The Aukštaitija protected-areas authority counted 556 bats at Rokai Fort in 2026; annual counts between 2018 and 2026 ranged from 409 to 1,419. Species protected in the Kaunas forts include pond bats and western barbastelles. Even a brief awakening consumes energy accumulated for winter, and without insects available in cold weather that disturbance can prove fatal.

Unauthorised visiting is prohibited from 1 October to 1 May, and grilles increasingly secure the entrances. Do not break barriers, shine lights into gaps, touch animals, or alter ventilation. Official 2026 overview tours likewise stated that they did not enter rooms where bats hibernate; the guide's route and every locked zone take priority over curiosity.

Google says open 24 hours, but actual access depends on season, gates, and an announced tour

On 13 July 2026, Google Maps labelled the fort open around the clock, but this is not a timetable authorising underground or winter-reserve entry. Kaunas Fortress Park's Monday-Friday 08:00-17:00 hours belong to its administration, not to a permanently staffed fort ticket desk. The reliable option is an officially announced tour or advance arrangement by telephone on +370 37 309350.

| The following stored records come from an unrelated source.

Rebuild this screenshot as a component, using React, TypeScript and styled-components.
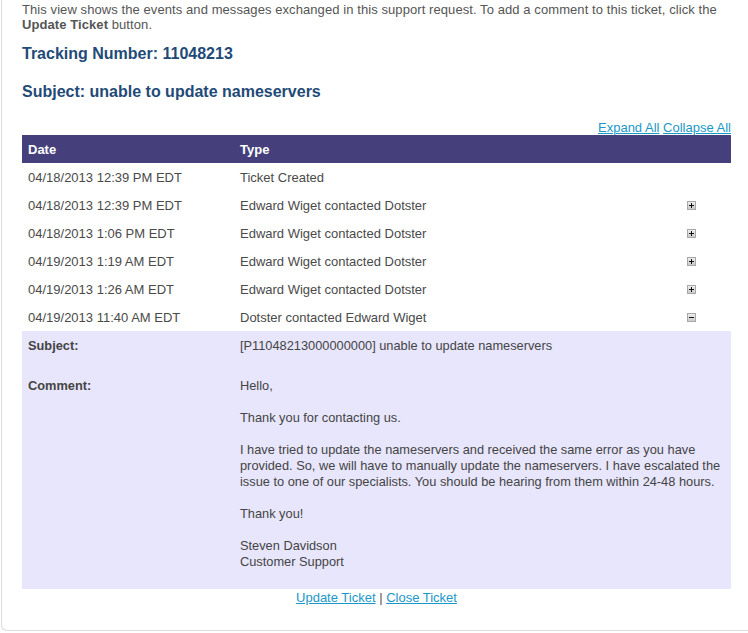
import styled, { createGlobalStyle } from "styled-components";

const GlobalStyle = createGlobalStyle`
  body {
    margin: 0;
    background: #ffffff;
    font-family: "Liberation Sans", Arial, sans-serif;
    overflow: hidden;
  }
`;

const Page = styled.div`
  margin-left: 1px;
  width: 747px;
  height: 631px;
  border-left: 1px solid #dcdcdc;
  border-bottom: 1px solid #dcdcdc;
  border-bottom-left-radius: 6px;
  padding: 2px 0 0 20px;
  box-sizing: border-box;
  color: #4a4a4a;
  font-size: 13px;
`;

const Content = styled.div`
  width: 709px;
`;

const Intro = styled.p`
  margin: 0;
  width: 718px;
  line-height: 15px;
  font-size: 13px;
  letter-spacing: 0.08px;
  color: #555555;
`;

const Heading = styled.h2<{ $top: number }>`
  margin: 0;
  font-size: 16px;
  line-height: 20px;
  font-weight: bold;
  color: #1f4a78;
  margin-top: ${(p) => p.$top}px;
`;

const ToggleLinks = styled.div`
  margin-top: 19px;
  text-align: right;
  line-height: 14px;
  font-size: 13px;
`;

const Link = styled.a`
  color: #1b98c8;
  text-decoration: underline;
  cursor: pointer;
`;

const Table = styled.table`
  width: 100%;
  border-collapse: collapse;
  margin-top: 0;
`;

const HeadCell = styled.th<{ $width?: number }>`
  background: #45407c;
  color: #ffffff;
  font-weight: bold;
  text-align: left;
  height: 28px;
  padding: 0 0 0 6px;
  font-size: 13px;
  width: ${(p) => (p.$width ? `${p.$width}px` : "auto")};
`;

const Cell = styled.td`
  height: 28px;
  padding: 0 0 0 6px;
  vertical-align: middle;
  font-size: 13px;
  color: #4a4a4a;
`;

const IconCell = styled.td`
  width: 44px;
  height: 28px;
  padding: 0;
  vertical-align: middle;
  line-height: 0;
`;

const DetailCell = styled.td`
  padding: 0;
  background: #e8e6fc;
`;

const Detail = styled.div`
  display: grid;
  grid-template-columns: 212px 1fr;
  row-gap: 24px;
  padding: 7px 2px 19px 6px;
  line-height: 16px;
  font-size: 12.8px;
  color: #444444;
`;

const Label = styled.div`
  font-weight: bold;
`;

const Para = styled.p`
  margin: 0 0 16px 0;
  &:last-child {
    margin-bottom: 0;
  }
`;

const Footer = styled.div`
  text-align: center;
  line-height: 16px;
  margin-top: 1px;
  color: #555555;
`;

type ToggleProps = { open: boolean };

const ToggleIcon = ({ open }: ToggleProps) => (
  <svg width="9" height="9" viewBox="0 0 9 9">
    <defs>
      <linearGradient id="tg" x1="0" y1="0" x2="0" y2="1">
        <stop offset="0" stopColor="#f0f0f0" />
        <stop offset="1" stopColor="#c8c8c8" />
      </linearGradient>
    </defs>
    <rect x="0.5" y="0.5" width="8" height="8" fill="url(#tg)" stroke="#a8a8a8" />
    <rect x="2" y="4" width="5" height="1" fill="#111" />
    {!open && <rect x="4" y="2" width="1" height="5" fill="#111" />}
  </svg>
);

const events = [
  { date: "04/18/2013 12:39 PM EDT", type: "Ticket Created", toggle: null },
  { date: "04/18/2013 12:39 PM EDT", type: "Edward Wiget contacted Dotster", toggle: false },
  { date: "04/18/2013 1:06 PM EDT", type: "Edward Wiget contacted Dotster", toggle: false },
  { date: "04/19/2013 1:19 AM EDT", type: "Edward Wiget contacted Dotster", toggle: false },
  { date: "04/19/2013 1:26 AM EDT", type: "Edward Wiget contacted Dotster", toggle: false },
  { date: "04/19/2013 11:40 AM EDT", type: "Dotster contacted Edward Wiget", toggle: true },
];

const App = () => {
  return (
    <>
      <GlobalStyle />
      <Page>
        <Content>
          <Intro>
            This view shows the events and messages exchanged in this support request. To add a
            comment to this ticket, click the <b>Update Ticket</b> button.
          </Intro>
          <Heading $top={12}>Tracking Number: 11048213</Heading>
          <Heading $top={18}>Subject: unable to update nameservers</Heading>
          <ToggleLinks>
            <Link>Expand All</Link> <Link>Collapse All</Link>
          </ToggleLinks>
          <Table>
            <thead>
              <tr>
                <HeadCell $width={206}>Date</HeadCell>
                <HeadCell>Type</HeadCell>
                <HeadCell />
              </tr>
            </thead>
            <tbody>
              {events.map((e, i) => (
                <tr key={i}>
                  <Cell>{e.date}</Cell>
                  <Cell>{e.type}</Cell>
                  <IconCell>{e.toggle !== null && <ToggleIcon open={e.toggle} />}</IconCell>
                </tr>
              ))}
              <tr>
                <DetailCell colSpan={3}>
                  <Detail>
                    <Label>Subject:</Label>
                    <div>[P11048213000000000] unable to update nameservers</div>
                    <Label>Comment:</Label>
                    <div>
                      <Para>Hello,</Para>
                      <Para>Thank you for contacting us.</Para>
                      <Para>
                        I have tried to update the nameservers and received the same error as you
                        have provided. So, we will have to manually update the nameservers. I have
                        escalated the issue to one of our specialists. You should be hearing from
                        them within 24-48 hours.
                      </Para>
                      <Para>Thank you!</Para>
                      <Para>
                        Steven Davidson
                        <br />
                        Customer Support
                      </Para>
                    </div>
                  </Detail>
                </DetailCell>
              </tr>
            </tbody>
          </Table>
          <Footer>
            <Link>Update Ticket</Link> | <Link>Close Ticket</Link>
          </Footer>
        </Content>
      </Page>
    </>
  );
};

export default App;
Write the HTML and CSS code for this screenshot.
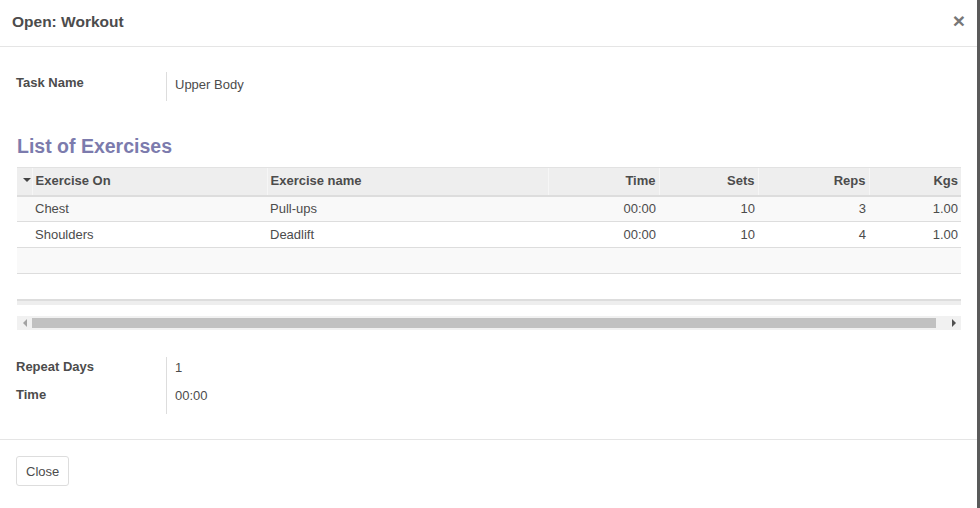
FILE: index.html
```html
<!DOCTYPE html>
<html>
<head>
<meta charset="utf-8">
<link rel="stylesheet" href="styles.css">
</head>
<body>
<div class="modal">
  <div class="modal-header">
    <h4 class="modal-title">Open: Workout</h4>
    <span class="close">×</span>
  </div>
  <div class="modal-body">
    <div class="field-group first">
      <div class="labels"><div class="lbl">Task Name</div></div>
      <div class="values"><div class="val">Upper Body</div></div>
    </div>
    <h3 class="section-title">List of Exercises</h3>
    <div class="table-wrap">
      <table class="list">
        <thead>
          <tr>
            <th class="c-toggle"><span class="caret"></span></th>
            <th class="c-on">Exercise On</th>
            <th class="c-name">Exercise name</th>
            <th class="c-time num">Time</th>
            <th class="c-sets num">Sets</th>
            <th class="c-reps num">Reps</th>
            <th class="c-kgs num">Kgs</th>
          </tr>
        </thead>
        <tbody>
          <tr class="odd"><td></td><td>Chest</td><td>Pull-ups</td><td class="num">00:00</td><td class="num">10</td><td class="num">3</td><td class="num">1.00</td></tr>
          <tr><td></td><td>Shoulders</td><td>Deadlift</td><td class="num">00:00</td><td class="num">10</td><td class="num">4</td><td class="num">1.00</td></tr>
          <tr class="odd empty"><td colspan="7"></td></tr>
          <tr class="empty"><td colspan="7"></td></tr>
        </tbody>
        <tfoot><tr><td colspan="7"></td></tr></tfoot>
      </table>
      <div class="hscroll">
        <span class="arr left"></span>
        <div class="thumb"></div>
        <span class="arr right"></span>
      </div>
    </div>
    <div class="field-group second">
      <div class="labels"><div class="lbl">Repeat Days</div><div class="lbl">Time</div></div>
      <div class="values"><div class="val">1</div><div class="val">00:00</div></div>
    </div>
  </div>
  <div class="modal-footer">
    <button class="btn">Close</button>
  </div>
</div>
</body>
</html>
```
FILE: styles.css
```css
* { box-sizing: border-box; }
html, body { margin: 0; padding: 0; }
body {
  font-family: "Liberation Sans", Arial, sans-serif;
  font-size: 13px;
  color: #4c4c4c;
  background: #5a5a5a;
}
.modal {
  width: 977px;
  height: 508px;
  background: #fff;
  display: flex;
  flex-direction: column;
}
.modal-header {
  height: 47px;
  border-bottom: 1px solid #e5e5e5;
  display: flex;
  align-items: center;
  justify-content: space-between;
  padding: 0 12px 2px 12px;
}
.modal-title {
  margin: 0;
  font-size: 15.5px;
  font-weight: bold;
  color: #4c4c4c;
}
.close {
  font-size: 21px;
  font-weight: bold;
  color: #777;
  line-height: 1;
  margin-top: -4px;
  margin-right: 0;
}
.modal-body {
  padding: 25px 16px 0 16px;
  flex: 1;
}
.field-group {
  display: flex;
}
.labels {
  width: 150px;
  padding-top: 3px;
}
.lbl {
  font-weight: bold;
  height: 28px;
  color: #4c4c4c;
}
.values {
  border-left: 1px solid #ddd;
  padding-left: 8px;
  padding-top: 5px;
}
.val {
  height: 28px;
}
.field-group.first .values { height: 29px; }
.section-title {
  margin: 32px 0 0 1px;
  font-size: 19.5px;
  font-weight: bold;
  color: #7c7bad;
  height: 22px;
  line-height: 22px;
}
.table-wrap {
  margin: 10px 0 0 1px;
  width: 944px;
}
table.list {
  width: 944px;
  border-collapse: collapse;
  table-layout: fixed;
}
table.list th {
  background: #eee;
  height: 28px;
  border-top: 1px solid #e2e2e2;
  border-bottom: 2px solid #ddd;
  border-left: 1px solid #f6f6f6;
  font-weight: bold;
  text-align: left;
  padding: 0 3px 2px 3px;
  color: #4c4c4c;
}
table.list th.num { text-align: right; }
table.list th:first-child { border-left: none; }
table.list td {
  height: 26px;
  border-bottom: 1px solid #ddd;
  padding: 0 3px;
}
table.list td:first-child { padding: 0; }
.num { text-align: right; }
table.list td.num { padding-right: 3px; }
tr.odd td { background: #f9f9f9; }
.c-toggle { width: 15px; }
.c-on { width: 235px; }
.c-name { width: 281px; }
.c-time { width: 111px; }
.c-sets { width: 99px; }
.c-reps { width: 111px; }
.c-kgs { width: 92px; }
.caret {
  display: inline-block;
  width: 0; height: 0;
  border-left: 4px solid transparent;
  border-right: 4px solid transparent;
  border-top: 4px solid #444;
  vertical-align: middle;
  margin-left: 3px;
  margin-top: -3px;
}
tr.empty td { height: 26px; }
tbody tr:last-child td { border-bottom: 2px solid #ddd; }
tfoot td {
  background: #eee;
  height: 5px !important;
  border: none !important;
  padding: 0;
}
.hscroll {
  margin-top: 11px;
  height: 14px;
  background: #f1f1f1;
  display: flex;
  align-items: center;
}
.thumb {
  flex: 1;
  height: 10px;
  background: #c1c1c1;
}
.arr {
  width: 15px;
  height: 14px;
  display: flex;
  align-items: center;
  justify-content: center;
  position: relative;
}
.arr.left::after {
  content: "";
  border-top: 4px solid transparent;
  border-bottom: 4px solid transparent;
  border-right: 4px solid #a3a3a3;
}
.arr.right { width: 25px; }
.arr.right::after {
  content: "";
  border-top: 4px solid transparent;
  border-bottom: 4px solid transparent;
  border-left: 4px solid #505050;
  margin-left: 11px;
}
.field-group.second { margin-top: 27px; }
.field-group.second .values { height: 57px; padding-top: 3px; }
.field-group.second .labels { padding-top: 2px; }
.modal-footer {
  border-top: 1px solid #e5e5e5;
  height: 69px;
  padding: 16px 16px;
}
.btn {
  font-family: "Liberation Sans", Arial, sans-serif;
  font-size: 13px;
  color: #4c4c4c;
  background: #fff;
  border: 1px solid #ddd;
  border-radius: 3px;
  height: 30px;
  padding: 0 9px;
}
```
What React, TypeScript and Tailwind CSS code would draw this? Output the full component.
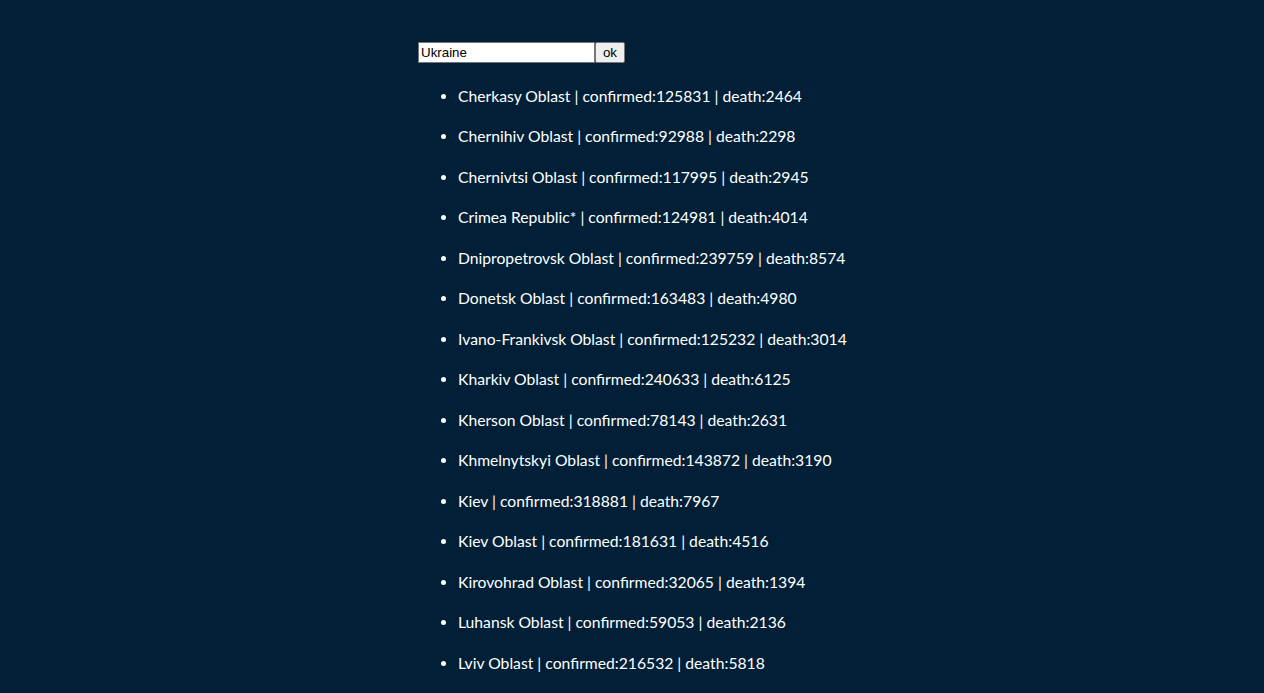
import React from "react";

const rows: [string, number, number][] = [
  ["Cherkasy Oblast", 125831, 2464],
  ["Chernihiv Oblast", 92988, 2298],
  ["Chernivtsi Oblast", 117995, 2945],
  ["Crimea Republic*", 124981, 4014],
  ["Dnipropetrovsk Oblast", 239759, 8574],
  ["Donetsk Oblast", 163483, 4980],
  ["Ivano-Frankivsk Oblast", 125232, 3014],
  ["Kharkiv Oblast", 240633, 6125],
  ["Kherson Oblast", 78143, 2631],
  ["Khmelnytskyi Oblast", 143872, 3190],
  ["Kiev", 318881, 7967],
  ["Kiev Oblast", 181631, 4516],
  ["Kirovohrad Oblast", 32065, 1394],
  ["Luhansk Oblast", 59053, 2136],
  ["Lviv Oblast", 216532, 5818],
];

export default function App() {
  return (
    <div className="min-h-screen h-[693px] overflow-hidden bg-[#012037]">
      <div className="mx-auto w-[428px] pt-[42px]">
        <div className="flex items-stretch h-[21px]">
          <input
            defaultValue="Ukraine"
            className="w-[177px] h-[21px] bg-white border border-[#767676] px-[2px] text-[13.33px] text-black outline-none"
            style={{ fontFamily: '"Liberation Sans", Arial, sans-serif' }}
          />
          <button
            className="h-[21px] w-[30px] bg-[#efefef] border border-[#767676] rounded-[2px] text-[13.33px] text-black"
            style={{ fontFamily: '"Liberation Sans", Arial, sans-serif' }}
          >
            ok
          </button>
        </div>
        <ul className="list-disc pl-[40px] mt-[12.5px] text-white text-[15.7px]" style={{ fontFamily: 'Lato, "Noto Sans", sans-serif' }}>
          {rows.map(([n, c, d]) => (
            <li key={n} className="py-2 leading-[24.5px] whitespace-nowrap">
              {n} | confirmed:{c} | death:{d}
            </li>
          ))}
        </ul>
      </div>
    </div>
  );
}
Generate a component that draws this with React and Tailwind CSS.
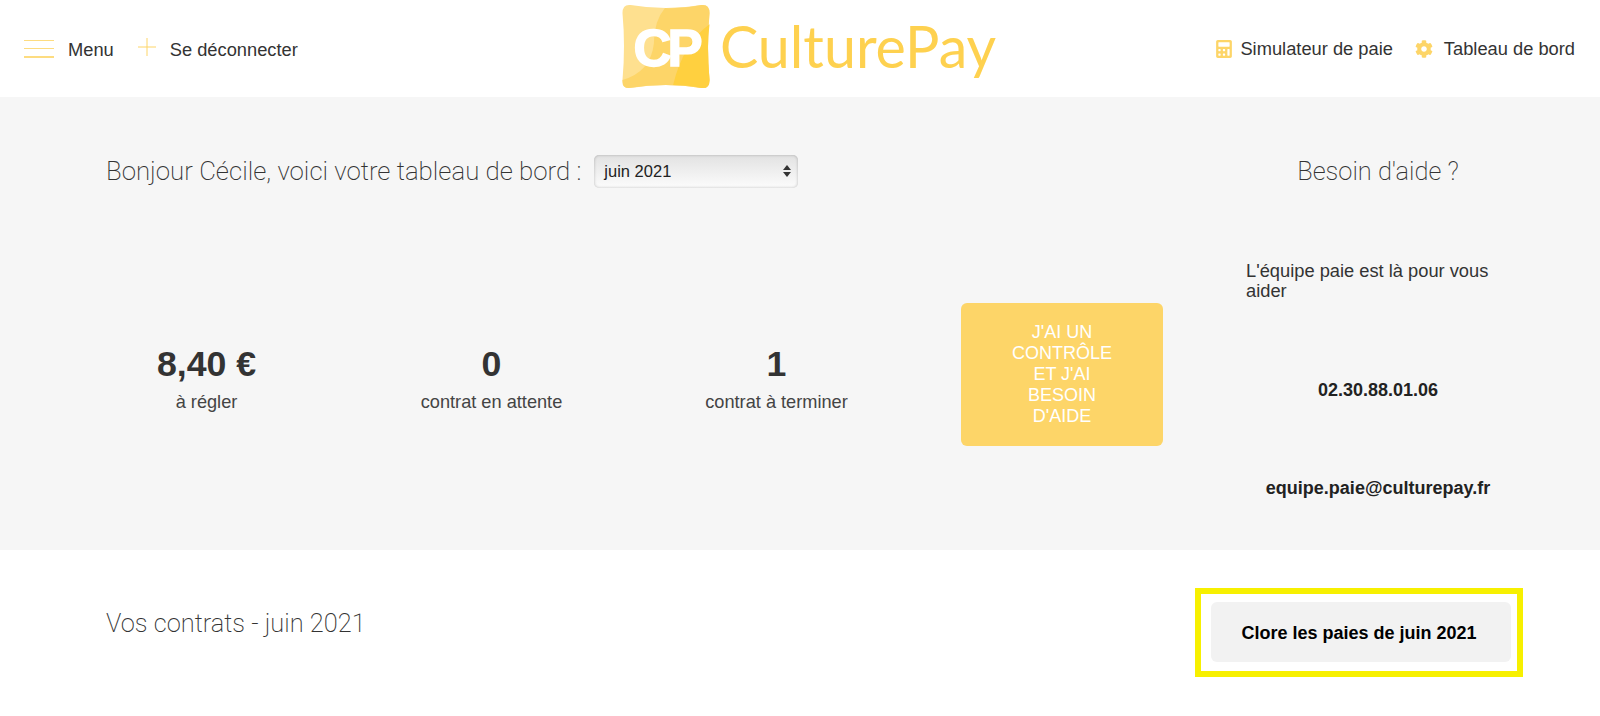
import React from 'react'
import { FaCalculator, FaCog } from 'react-icons/fa'

const LogoMark = () => (
  <svg width="88" height="85" viewBox="2 1 86 84" className="mb-[5px]">
    <path d="M10 2 Q45 8 80 2 Q88 1 88 10 Q85 43 88 76 Q88 85 80 84 Q45 78 10 84 Q2 85 2 76 Q5 43 2 10 Q2 1 10 2 Z" fill="#fee08f" />
    <path d="M44 5 Q62 6 80 2 Q88 1 88 10 Q85 43 88 76 Q88 85 80 84 Q45 78 8 84 Q2 84 2 78 L2 76 Q30 68 33 40 Q33 18 44 5 Z" fill="#fdd568" />
    <path d="M88 21 Q85 43 88 76 Q88 85 80 84 Q68 81 52 81 Q62 40 88 21 Z" fill="#ffd03f" />
    <text x="13" y="62" fontFamily="'Liberation Sans', sans-serif" fontWeight="700" fontSize="52" letterSpacing="-4" fill="#ffffff" stroke="#ffffff" strokeWidth="1.5">CP</text>
  </svg>
)

const Stat = ({ value, label }) => (
  <div className="w-[285px] flex flex-col items-center">
    <div className="text-[35.7px] leading-[38px] font-bold text-[#333]">{value}</div>
    <div className="mt-[9px] text-[18.2px] leading-[20px] text-[#444]">{label}</div>
  </div>
)

export default function App() {
  return (
    <div className="w-[1600px] h-[716px] bg-white overflow-hidden font-['Liberation_Sans',sans-serif] text-[#333]">
      {/* Header */}
      <header className="h-[97px] flex items-center justify-between pl-6 pr-[25px]">
        <div className="w-[500px] flex items-center text-[18.3px] text-[#333]">
          <div className="w-[30px] h-[18px] flex flex-col justify-between">
            <span className="block h-[1.5px] bg-[#fddc80]" />
            <span className="block h-[1.5px] bg-[#fddc80]" />
            <span className="block h-[1.5px] bg-[#fddc80]" />
          </div>
          <span className="ml-[14px] pt-[2px]">Menu</span>
          <svg className="ml-[24px] mb-1" width="18" height="18" viewBox="0 0 18 18">
            <path d="M9 0V18M0 9H18" stroke="#fdd568" strokeWidth="1" />
          </svg>
          <span className="ml-[14px] pt-[2px]">Se déconnecter</span>
        </div>
        <div className="flex items-center gap-[10px] ml-[19px]">
          <LogoMark />
          <span className="text-[#fed14f] text-[57.4px] leading-none font-['Lato',sans-serif] font-normal mb-[6px]">CulturePay</span>
        </div>
        <div className="w-[500px] flex items-center justify-end text-[18.3px] text-[#333]">
          <FaCalculator size={18} className="text-[#fdd568]" />
          <span className="ml-[7px]">Simulateur de paie</span>
          <FaCog size={18} className="ml-[22px] text-[#fdd568]" />
          <span className="ml-[11px]">Tableau de bord</span>
        </div>
      </header>

      {/* Tableau de bord */}
      <section className="h-[453px] bg-[#f6f6f6] flex pl-[64px]">
        <div className="w-[1182px]">
          <div className="pl-[42px] pt-[57px] flex items-center h-[91px]">
            <h1 className="text-[25.8px] font-['Roboto',sans-serif] font-extralight text-[#333]">Bonjour Cécile, voici votre tableau de bord :</h1>
            <div className="ml-[13px] w-[204px] h-[33px] rounded-[5px] bg-gradient-to-b from-[#e2e2e2] to-[#fcfcfc] shadow-[inset_0_0_3px_rgba(0,0,0,0.25)] flex items-center justify-between pl-[10px] pr-[7px] text-[16.5px] text-[#222]">
              <span>juin 2021</span>
              <span className="flex flex-col gap-[2px]">
                <span className="block w-0 h-0 border-x-[4px] border-x-transparent border-b-[5px] border-b-[#333]" />
                <span className="block w-0 h-0 border-x-[4px] border-x-transparent border-t-[5px] border-t-[#333]" />
              </span>
            </div>
          </div>
          <div className="flex items-start mt-[157px]">
            <div className="flex">
              <Stat value="8,40 €" label="à régler" />
              <Stat value="0" label="contrat en attente" />
              <Stat value="1" label="contrat à terminer" />
            </div>
            <button className="ml-[42px] -mt-[42px] w-[202px] h-[143px] rounded-[6px] bg-[#fdd568] text-white text-[18px] leading-[21px] px-[40px] text-center uppercase">
              J'ai un contrôle et j'ai besoin d'aide
            </button>
          </div>
        </div>
        <aside className="w-[264px] text-[18.3px] text-[#333]">
          <h2 className="pt-[57px] h-[91px] flex items-center justify-center text-[25.4px] font-['Roboto',sans-serif] font-extralight text-[#333]">Besoin d'aide ?</h2>
          <p className="mt-[73px] leading-[20px]">L'équipe paie est là pour vous aider</p>
          <p className="mt-[79px] font-bold text-center text-[18px] leading-[20px] text-[#222]">02.30.88.01.06</p>
          <p className="mt-[78px] font-bold text-center text-[18px] leading-[20px] text-[#222]">equipe.paie@culturepay.fr</p>
        </aside>
      </section>

      {/* Contrats */}
      <section className="flex items-start justify-between pl-[106px] pr-[77px]">
        <h2 className="mt-[59px] text-[25.4px] leading-[28px] font-['Roboto',sans-serif] font-extralight text-[#333]">Vos contrats - juin 2021</h2>
        <div className="mt-[38px] border-[6px] border-[#f7f000] pl-[10px] pr-[6px] pt-[8px] pb-[9px]">
          <button className="w-[300px] h-[60px] rounded-[6px] bg-[#f2f2f2] pt-[2px] pr-[4px] text-[18px] font-bold text-black">Clore les paies de juin 2021</button>
        </div>
      </section>
    </div>
  )
}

For IV Fort tours announced in July 2026, tickets cost EUR 9 for an adult and EUR 6 for a school pupil under 18 or a senior; tickets were sold online or on site by bank card only. The general services page listed EUR 2 for the small Muziejukas exhibition but gave no separate daily opening schedule. Dates and prices change, so check the official page before travelling rather than relying on an older visitor listing.

For announced tours the guide waits by the entrance barrier. Wear sturdy non-slip footwear and carry a warm layer even in summer, remaining on the marked route; ditches, dampness, steps, low openings, and unlit areas are not universally wheelchair-accessible. Ask the organiser in advance about the exact surface itinerary. On 13 July 2026, the Google entry had 491 reviews averaging 4.7 out of 5.